Recorded data =>
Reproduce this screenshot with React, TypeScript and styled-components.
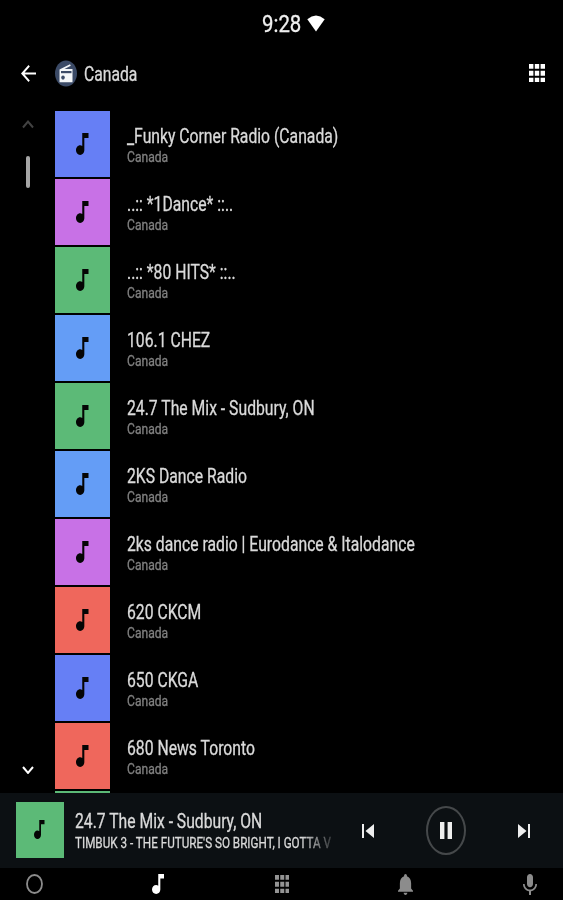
import React from "react";
import styled, { createGlobalStyle } from "styled-components";

const Global = createGlobalStyle`
  *, *::before, *::after { box-sizing: border-box; }
  html, body { margin: 0; padding: 0; background: #000; }
  body { font-family: Roboto, "Liberation Sans", sans-serif; color: #dedede; overflow: hidden; }
  svg { display: block; flex: none; }
`;

const Screen = styled.div`
  width: 563px;
  height: 900px;
  display: flex;
  flex-direction: column;
  background: #000;
  overflow: hidden;
`;

const StatusBar = styled.div`
  height: 48px;
  padding: 0 0 1px 262px;
  display: flex;
  align-items: center;
`;

const Header = styled.header`
  height: 50px;
  padding: 0 18px 0 20.5px;
  display: flex;
  align-items: center;
`;

const HeaderTitle = styled.div`
  flex: 1;
  margin-left: 7.5px;
  padding-top: 1px;
`;

const Condensed = styled.span<{ $size: number; $sx: number; $color?: string; $line: number }>`
  display: block;
  width: max-content;
  white-space: pre;
  font-size: ${(p) => p.$size}px;
  line-height: ${(p) => p.$line}px;
  color: ${(p) => p.$color ?? "#dadada"};
  -webkit-text-stroke: 0.3px currentColor;
  transform: scaleX(${(p) => p.$sx});
  transform-origin: 0 50%;
`;

const TimeSlot = styled.div`
  width: 45px;
`;

const Main = styled.main`
  height: 695px;
  padding-top: 13px;
  display: flex;
  overflow: hidden;
`;

const ScrollRail = styled.div`
  width: 55px;
  padding: 9px 0 19px;
  display: flex;
  flex-direction: column;
  align-items: center;
`;

const Thumb = styled.div`
  width: 4px;
  height: 32px;
  margin: 27px 0 auto;
  border-radius: 2px;
  background: #a6a6a6;
`;

const List = styled.div`
  flex: 1;
  display: flex;
  flex-direction: column;
  gap: 2px;
`;

const Row = styled.div`
  height: 66px;
  flex: none;
  display: flex;
`;

const Tile = styled.div<{ $bg: string; $w: number; $h: number }>`
  width: ${(p) => p.$w}px;
  height: ${(p) => p.$h}px;
  flex: none;
  display: flex;
  align-items: center;
  justify-content: center;
  padding-bottom: 1px;
  background: ${(p) => p.$bg};
`;

const RowText = styled.div`
  padding: 14px 0 0 17.5px;
`;

const Player = styled.section`
  height: 75px;
  flex: none;
  padding: 0 0 1px 15.5px;
  display: flex;
  align-items: center;
  background: #0c1013;
`;

const TrackText = styled.div`
  width: 257px;
  margin-left: 11.5px;
  height: 56px;
  padding-top: 8px;
`;

const Fade = styled.div`
  width: 257px;
  mask-image: linear-gradient(to right, #000 88%, transparent 103%);
`;

const Controls = styled.div`
  flex: 1;
  padding: 1px 33px 0 30px;
  display: flex;
  align-items: center;
  justify-content: space-between;
`;

const PauseRing = styled.div`
  width: 40px;
  height: 49px;
  border: 2px solid #45484a;
  border-radius: 50%;
  display: flex;
  align-items: center;
  justify-content: center;
`;

const NavBar = styled.nav`
  height: 32px;
  padding: 0 24.5px 0 25px;
  display: flex;
  align-items: center;
  justify-content: space-between;
`;

const NavItem = styled.div`
  width: 18px;
  display: flex;
  justify-content: center;
`;

const Note = ({ w, h, color = "#050505" }: { w: number; h: number; color?: string }) => (
  <svg width={w} height={h} viewBox="6 3 12 18" preserveAspectRatio="none">
    <path
      fill={color}
      d="M12 3v10.55c-.59-.34-1.27-.55-2-.55-2.21 0-4 1.79-4 4s1.79 4 4 4 4-1.79 4-4V7h4V3h-6z"
    />
  </svg>
);

const AppsGrid = ({ w, h, color }: { w: number; h: number; color: string }) => (
  <svg width={w} height={h} viewBox="4 4 16 16" preserveAspectRatio="none">
    <path
      fill={color}
      d="M4 8.2h4.4V4H4v4.2zm5.8 11.8h4.4v-4.2H9.8V20zM4 20h4.4v-4.2H4V20zm0-5.9h4.4V9.9H4v4.2zm5.8 0h4.4V9.9H9.8v4.2zM15.6 4v4.2H20V4h-4.4zM9.8 8.2h4.4V4H9.8v4.2zm5.8 5.9H20V9.9h-4.4v4.2zm0 5.9H20v-4.2h-4.4V20z"
    />
  </svg>
);

const Chevron = ({ up, color }: { up?: boolean; color: string }) => (
  <svg width="12" height="8.5" viewBox="0 0 12 8.5">
    <path d={up ? "M1 7.5 6 1.6l5 5.9" : "M1 1l5 5.9L11 1"} fill="none" stroke={color} strokeWidth="2" />
  </svg>
);

const BLUE = "#667ff5";
const PURPLE = "#c871e6";
const GREEN = "#5cba77";
const SKY = "#649df6";
const RED = "#ef675c";

const stations = [
  { name: "_Funky Corner Radio (Canada)", color: BLUE },
  { name: "..:: *1Dance* ::..", color: PURPLE },
  { name: "..:: *80 HITS* ::..", color: GREEN },
  { name: "106.1 CHEZ", color: SKY },
  { name: "24.7 The Mix - Sudbury, ON", color: GREEN },
  { name: "2KS Dance Radio", color: SKY },
  { name: "2ks dance radio | Eurodance & Italodance", color: PURPLE },
  { name: "620 CKCM", color: RED },
  { name: "650 CKGA", color: BLUE },
  { name: "680 News Toronto", color: RED },
];

export default function App() {
  return (
    <>
      <Global />
      <Screen>
        <StatusBar>
          <TimeSlot>
            <Condensed $size={24} $sx={0.85} $line={28} $color="#f0f0f0">9:28</Condensed>
          </TimeSlot>
          <svg width="18" height="17" viewBox="0 0 18 17">
            <path d="M.3 4.2Q9-3.2 17.7 4.2L9 16.6z" fill="#fff" />
          </svg>
        </StatusBar>
        <Header>
          <svg width="15" height="17" viewBox="4 4 16 16" preserveAspectRatio="none">
            <path fill="#fff" d="M20 11H7.83l5.59-5.59L12 4l-8 8 8 8 1.41-1.41L7.83 13H20v-2z" />
          </svg>
          <svg width="41" height="27" viewBox="0 0 41 27">
            <ellipse cx="30" cy="13.5" rx="11" ry="13" fill="#3b4a66" />
            <path d="M23.5 9.5 34 4.2l.8 1.5-6.3 3.2h8v13.3h-13z" fill="#f4f6f8" />
            <path d="M25 11h10.5v2.2H25z" fill="#3b4a66" />
            <ellipse cx="27" cy="17.6" rx="1.8" ry="2.1" fill="#3b4a66" />
          </svg>
          <HeaderTitle>
            <Condensed $size={20} $sx={0.785} $line={24}>Canada</Condensed>
          </HeaderTitle>
          <AppsGrid w={16} h={18.5} color="#fff" />
        </Header>
        <Main>
          <ScrollRail>
            <Chevron up color="#424242" />
            <Thumb />
            <Chevron color="#fff" />
          </ScrollRail>
          <List>
            {stations.map((s) => (
              <Row key={s.name}>
                <Tile $bg={s.color} $w={54.5} $h={66}>
                  <Note w={12.5} h={22} />
                </Tile>
                <RowText>
                  <Condensed $size={19.5} $sx={0.807} $line={24}>{s.name}</Condensed>
                  <Condensed $size={14} $sx={0.865} $line={16} $color="#808080">Canada</Condensed>
                </RowText>
              </Row>
            ))}
            <Row>
              <Tile $bg={GREEN} $w={54.5} $h={66} />
            </Row>
          </List>
        </Main>
        <Player>
          <Tile $bg={GREEN} $w={48} $h={56}>
            <Note w={10.5} h={19} />
          </Tile>
          <TrackText>
            <Condensed $size={19.5} $sx={0.805} $line={24}>24.7 The Mix - Sudbury, ON</Condensed>
            <Fade>
              <Condensed $size={14.5} $sx={0.806} $line={20}>TIMBUK 3 - THE FUTURE'S SO BRIGHT, I GOTTA V</Condensed>
            </Fade>
          </TrackText>
          <Controls>
            <svg width="12" height="14" viewBox="6 6 12 12" preserveAspectRatio="none">
              <path fill="#eee" d="M6 6h2v12H6zm3.5 6l8.5 6V6z" />
            </svg>
            <PauseRing>
              <svg width="12" height="17" viewBox="0 0 12 17">
                <path fill="#eee" d="M0 0h4.4v17H0zM7.6 0H12v17H7.6z" />
              </svg>
            </PauseRing>
            <svg width="12" height="14" viewBox="6 6 12 12" preserveAspectRatio="none">
              <path fill="#eee" d="M6 18l8.5-6L6 6v12zM16 6v12h2V6h-2z" />
            </svg>
          </Controls>
        </Player>
        <NavBar>
          <NavItem>
            <svg width="17" height="20" viewBox="0 0 17 20">
              <ellipse cx="8.5" cy="10" rx="7.5" ry="9" fill="none" stroke="#8c8c8c" strokeWidth="1.8" />
            </svg>
          </NavItem>
          <NavItem><Note w={12.5} h={20} color="#fff" /></NavItem>
          <NavItem><AppsGrid w={14.5} h={18.5} color="#949494" /></NavItem>
          <NavItem>
            <svg width="15" height="21" viewBox="4 2.5 16 19.5" preserveAspectRatio="none">
              <path fill="#8c8c8c" d="M12 22c1.1 0 2-.9 2-2h-4c0 1.1.89 2 2 2zm6-6v-5c0-3.07-1.64-5.64-4.5-6.32V4c0-.83-.67-1.5-1.5-1.5s-1.5.67-1.5 1.5v.68C7.63 5.36 6 7.92 6 11v5l-2 2v1h16v-1l-2-2z" />
            </svg>
          </NavItem>
          <NavItem>
            <svg width="14" height="21" viewBox="5 2 14 19" preserveAspectRatio="none">
              <path fill="#8c8c8c" d="M12 14c1.66 0 2.99-1.34 2.99-3L15 5c0-1.66-1.34-3-3-3S9 3.34 9 5v6c0 1.66 1.34 3 3 3zm5.3-3c0 3-2.54 5.1-5.3 5.1S6.7 14 6.7 11H5c0 3.41 2.72 6.23 6 6.72V21h2v-3.28c3.28-.48 6-3.3 6-6.72h-1.7z" />
            </svg>
          </NavItem>
        </NavBar>
      </Screen>
    </>
  );
}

What the exercise asks => Copy out every line from the material above in which the word "components" appears.

Answer to the task =>
Reproduce this screenshot with React, TypeScript and styled-components.
import styled, { createGlobalStyle } from "styled-components";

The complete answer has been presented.